Thursday, June 10, 2010

Choosing and Using a Debt Management Program

A debt management service acts as a liaison between you and your creditors. They negotiate a single for you, collect a single monthly payment, and distribute it to your creditors. The service charges a commission, usually a percentage of your monthly payment, and may also get rebates from your creditors.
How Debt Management Affects Your Credit
If your debt management service negotiates reduced interest rates or balance reductions on your behalf, it may show up on your credit record because you won’t be paying as agreed. However, the effect on your credit is much less damaging than late and missed payments.
If you made a timely monthly payment to your debt management service, but it doesn’t make your payments to your creditors on time, find out why. If the service neglects to pay your debts on time, your credit will suffer. Also, if the service charges you more than expected and applies your monthly payment to fees instead of paying your creditors, discontinue the service and contact your creditors directly.
Debt Consolidation Is an Alternative
It is not unusual for a debt management service to charge a commission of 10 percent on your monthly payment. The firm may also obtain a rebate from your lenders on the amount of each monthly payment they make on your behalf, which actually creates a conflict of interest since they are supposed to be working for you but are getting paid by your creditors.
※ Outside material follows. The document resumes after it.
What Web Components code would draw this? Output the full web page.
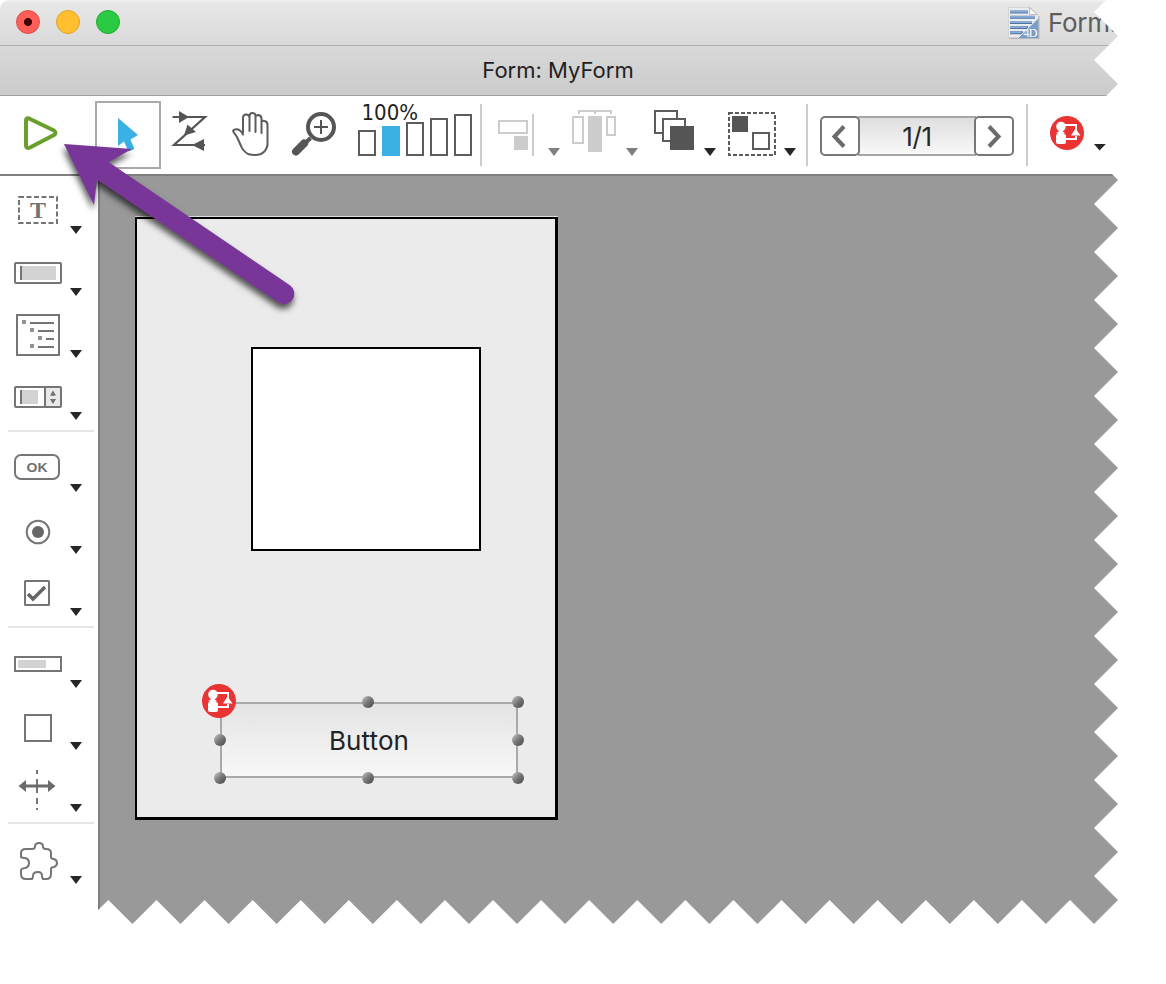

There are unethical debt management services that encourage people to sign up for services which are not in their best interest, and non-profit status is no guarantee that a service is ethical. Look for services accredited by the Association of Independent Consumer Credit Counseling Agencies or the National Foundation for Credit Counseling.
Instead of debt management plans, you may want to consider a debt consolidation loan. This gets you a single monthly payment, but there are no service charges and your debts are discharged immediately. Then all you have to do is make the monthly payment to the debt consolidation lender. Another alternative is to try to negotiate lower interest rates and payments with your creditors on your own.